Jonathan Fryer

Writer, Lecturer, Broadcaster and Liberal Democrat Politician

Archive for May 7th, 2020

Non-Election Day

Posted by jonathanfryer on Thursday, 7th May, 2020

Election 2020Today was the day that voters in London, Scotland, Wales and many local authorities across the United Kingdom would have been going to the polls, but democracy has had to be put on hold as a result of COVID-19. The elections will take place on the first Thursday of May next year instead. Already the independent candidate for London Mayor, former Tory MP Rory Stewart, has dropped out. Without a party machine to back him he may have realised he couldn’t keep up the pace for another 12 months, or maybe he has a new job lined up. Good luck to him if he has. But for the rest of us, “politics as usual” is also suspended to a large degree. So far there has been a lot of cross-party unity in handling the coronavirus situation, for example with regard to social distancing and the need to support the NHS, but the government is likely soon to find itself the subject of increasingly searching questions and indeed open criticism.

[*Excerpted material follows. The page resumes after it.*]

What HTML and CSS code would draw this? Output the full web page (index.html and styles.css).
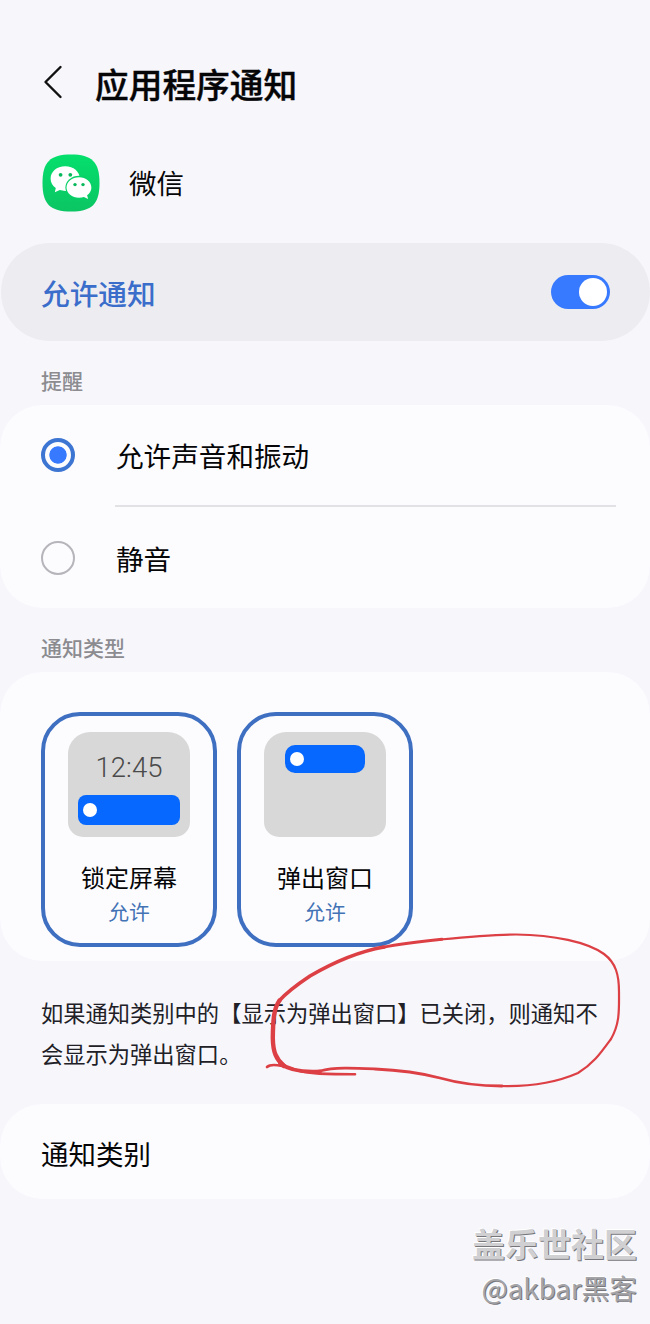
FILE: index.html
```
<!DOCTYPE html>
<html lang="zh-CN">
<head>
    <meta charset="UTF-8">
    <meta name="viewport" content="width=device-width, initial-scale=1.0">
    <title>应用程序通知</title>
    <link rel="stylesheet" href="styles.css">
</head>
<body>
    <div class="container">
        <header>
            <svg class="back-icon" viewBox="0 0 20 34">
                <path d="M17.5 2 L2.5 17 L17.5 32"/>
            </svg>
            <h1>应用程序通知</h1>
        </header>

        <div class="app-row">
            <svg class="app-icon" viewBox="0 0 58 58">
                <defs>
                    <linearGradient id="green" x1="0" y1="0" x2="0" y2="1">
                        <stop offset="0" stop-color="#05df6c"/>
                        <stop offset="1" stop-color="#0bc563"/>
                    </linearGradient>
                </defs>
                <path fill="url(#green)" d="M29 0.5 C50 0.5 57.5 8 57.5 29 C57.5 50 50 57.5 29 57.5 C8 57.5 0.5 50 0.5 29 C0.5 8 8 0.5 29 0.5 Z"/>
                <path fill="#fff" d="M23.2 12.3 C14.8 12.3 8.6 17.7 8.6 24.7 C8.6 28.7 10.6 31.9 13.8 34.1 L12.8 38.3 L17.8 36.1 C19.6 36.6 21.4 36.9 23.2 36.9 C31.6 36.9 37.8 31.4 37.8 24.7 C37.8 17.7 31.6 12.3 23.2 12.3 Z"/>
                <ellipse cx="37" cy="33.4" rx="13.6" ry="11.6" fill="#08d067"/>
                <path fill="#fff" d="M37 23.2 C30 23.2 24.5 27.8 24.5 33.5 C24.5 39.2 30 43.7 37 43.7 C38.8 43.7 40.4 43.4 41.9 42.9 L46.1 44.9 L45.1 41.2 C47.8 39.3 49.4 36.6 49.4 33.5 C49.4 27.8 44 23.2 37 23.2 Z"/>
                <g fill="#08b95b">
                    <circle cx="18.6" cy="20.8" r="1.9"/>
                    <circle cx="28.3" cy="20.8" r="1.9"/>
                    <circle cx="33" cy="30.6" r="1.7"/>
                    <circle cx="41" cy="30.6" r="1.7"/>
                </g>
            </svg>
            <span class="app-name">微信</span>
        </div>

        <div class="allow-bar">
            <span>允许通知</span>
            <div class="switch"><div class="knob"></div></div>
        </div>

        <h2>提醒</h2>
        <div class="card radio-group">
            <div class="radio-row">
                <span class="radio checked"></span>
                <span class="radio-label">允许声音和振动</span>
            </div>
            <hr>
            <div class="radio-row">
                <span class="radio"></span>
                <span class="radio-label">静音</span>
            </div>
        </div>

        <h2>通知类型</h2>
        <div class="card types">
            <div class="type-item">
                <div class="preview lock">
                    <div class="clock">12:45</div>
                    <div class="bubble"></div>
                </div>
                <div class="type-name">锁定屏幕</div>
                <div class="type-state">允许</div>
            </div>
            <div class="type-item">
                <div class="preview popup">
                    <div class="bubble"></div>
                </div>
                <div class="type-name">弹出窗口</div>
                <div class="type-state">允许</div>
            </div>
        </div>

        <p class="note">如果通知类别中的【显示为弹出窗口】已关闭，则通知不<br>会显示为弹出窗口。</p>

        <div class="card category">通知类别</div>

        <footer>
            <div class="community">盖乐世社区</div>
            <div class="author">@akbar黑客</div>
        </footer>

        <!-- hand-drawn circle over the note -->
        <svg class="marker" viewBox="0 0 400 180">
            <path stroke-width="2.2" d="M190 19.5 C220 16.5 242 14.5 266 14.5 C304 15 337 22 354 34 C366 43 369 55 369 72 C369 90 370 103 361 119 C350 134 343 144 328 153 C303 164 278 167 248 166"/>
            <path stroke-width="2.9" d="M132 27.5 C152 23.5 170 21.5 192 19.3"/>
            <path stroke-width="3.6" d="M134 27 C106 32 84 42 60 56 C48 64 37 72 29 81"/>
            <path stroke-width="4.4" d="M29.5 80.5 C24 88 23 99 22.8 118 C23 132 26 139 34 146"/>
            <path stroke-width="3.8" d="M30 143 C40 151 54 152.5 70 151.5"/>
            <path stroke-width="2.8" d="M70 151 C84 147 104 148 125 149 C149 150 171 153 190 158 C211 164 228 166 252 166"/>
            <path stroke-width="2.6" d="M17 147 C21 143 31 145 43 149 C57 154 75 154 105 154.3"/>
        </svg>
    </div>
</body>
</html>
```
FILE: styles.css
```
* {
    box-sizing: border-box;
}

body {
    margin: 0;
    background-color: #f6f6fb;
    font-family: "Noto Sans CJK SC", sans-serif;
    color: #060608;
}

.container {
    position: relative;
    width: 650px;
    height: 1324px;
    overflow: hidden;
}

header {
    display: flex;
    align-items: center;
    height: 154px;
    padding: 14px 0 0 43px;
}

.back-icon {
    width: 20px;
    height: 34px;
    margin-bottom: 5px;
    fill: none;
    stroke: #111;
    stroke-width: 2.4;
    stroke-linecap: round;
    stroke-linejoin: round;
}

h1 {
    margin: 0 0 0 32px;
    font-size: 33.7px;
    font-weight: 500;
    line-height: 48px;
    -webkit-text-stroke: 0.4px #060608;
}

.app-row {
    display: flex;
    align-items: center;
    height: 58px;
    margin-bottom: 31px;
    padding-left: 42px;
    font-size: 27.5px;
    line-height: 40px;
}

.app-name {
    margin-bottom: 3px;
}

.app-icon {
    width: 58px;
    height: 58px;
    margin-right: 29px;
}

.allow-bar {
    display: flex;
    align-items: center;
    justify-content: space-between;
    height: 98px;
    margin: 0 0 0 1px;
    padding: 0 40px;
    border-radius: 49px;
    background-color: #ededf1;
    color: #3b6dcb;
    font-size: 28.7px;
    font-weight: 500;
}

.switch {
    width: 59px;
    height: 34px;
    padding: 3px;
    border-radius: 17px;
    background-color: #387aff;
}

.knob {
    width: 28px;
    height: 28px;
    margin-left: 25px;
    border-radius: 50%;
    background-color: #fff;
}

h2 {
    margin: 0;
    padding: 23px 0 0 41px;
    height: 64px;
    font-size: 21px;
    font-weight: 500;
    line-height: 32px;
    color: #8b8b90;
}

.card {
    border-radius: 42px;
    background-color: #fcfcff;
}

.radio-group {
    height: 203px;
}

.radio-row {
    display: flex;
    align-items: center;
    height: 100px;
    padding-left: 41px;
    font-size: 27.6px;
    line-height: 40px;
}

.radio-group hr {
    height: 2px;
    margin: 0 34px 0 115px;
    border: none;
    background-color: #e2e2e6;
}

.radio {
    width: 34px;
    height: 34px;
    border: 2px solid #b5b5ba;
    border-radius: 50%;
    margin-right: 41px;
}

.radio.checked {
    border: 4px solid #3d75d2;
    background: radial-gradient(circle, #387aff 8.3px, transparent 9px);
}

.radio-row:last-child {
    height: 102px;
}

.types {
    display: flex;
    gap: 20px;
    height: 289px;
    padding: 40px 41px 0;
}

.type-item {
    width: 176px;
    height: 235px;
    padding-top: 16px;
    border: 4px solid #3e6fc1;
    border-radius: 39px;
    text-align: center;
}

.preview {
    width: 122px;
    height: 105px;
    margin: 0 auto 23px;
    padding-top: 16px;
    border-radius: 22px 22px 15px 15px;
    background-color: #d8d8d8;
}

.clock {
    height: 47px;
    font-family: Roboto, sans-serif;
    font-size: 27.5px;
    font-weight: 300;
    line-height: 40px;
    color: #4a4a4a;
}

.bubble {
    display: flex;
    align-items: center;
    width: 102px;
    height: 30px;
    margin: 0 auto;
    padding-left: 5px;
    border-radius: 8px;
    background-color: #0668ff;
}

.bubble::before {
    content: "";
    width: 14px;
    height: 14px;
    border-radius: 50%;
    background-color: #fff;
}

.popup {
    padding-top: 13px;
}

.popup .bubble {
    width: 80px;
    height: 28px;
    border-radius: 10px;
}

.type-name {
    font-size: 24px;
    line-height: 34px;
}

.type-state {
    font-size: 20.8px;
    line-height: 35px;
    color: #4373b5;
}

.note {
    height: 143px;
    margin: 0;
    padding: 31px 0 0 41px;
    font-size: 22.27px;
    line-height: 41px;
    white-space: nowrap;
    color: #202026;
}

.category {
    height: 95px;
    padding-left: 41px;
    font-size: 27.5px;
    line-height: 98px;
}

footer {
    display: flex;
    flex-direction: column;
    align-items: flex-end;
    padding: 19px 13px 0 0;
    color: #d0d0d3;
}

.community {
    font-size: 33px;
    font-weight: 700;
    line-height: 50px;
    text-shadow: 1px 1px 0 #77777b, -1px -1px 0 #fff;
}

.author {
    font-size: 27.7px;
    line-height: 38px;
    color: #a5a5a9;
    text-shadow: 1px 1px 0 #77777b, -1px -1px 0 #fff;
}

.marker {
    position: absolute;
    left: 250px;
    top: 920px;
    width: 400px;
    height: 180px;
    fill: none;
    stroke: #dc3f44;
    stroke-linecap: round;
}
```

Why has Britain had more fatalities from COVID-19 than any other European countries? Why were care home staff not properly provisioned? But whereas in the past, Liberal Democrats in particular would get their messages across by putting it on a leaflet and sticking it through people’s letter-boxes (to paraphrase the late Cornish MP, David Penhaligon), that sort of activity has ceased. One wouldn’t want to run the risk of inadvertently infecting anyone via contaminated paper. Similarly, door-to-door campaigning has become an impossibility, at least for a while. So politics has increasingly moved online. Meetings, coffee mornings and even “pizza and politics” now mainly take place courtesy of Zoom and we get our news through our tablets and SmartPhones or computers as much if not more than via the television and the Press. So even if the elections do take place next May as planned, the nature of politics will have changed. The way the Houses of Parliament run will probably have to as well. Why not move to electronic voting, for example? So as we live through what we all hope will be the final weeks of lockdown, let us use the time constructively to consider what should be the “new normal” in politics as well as in our lives.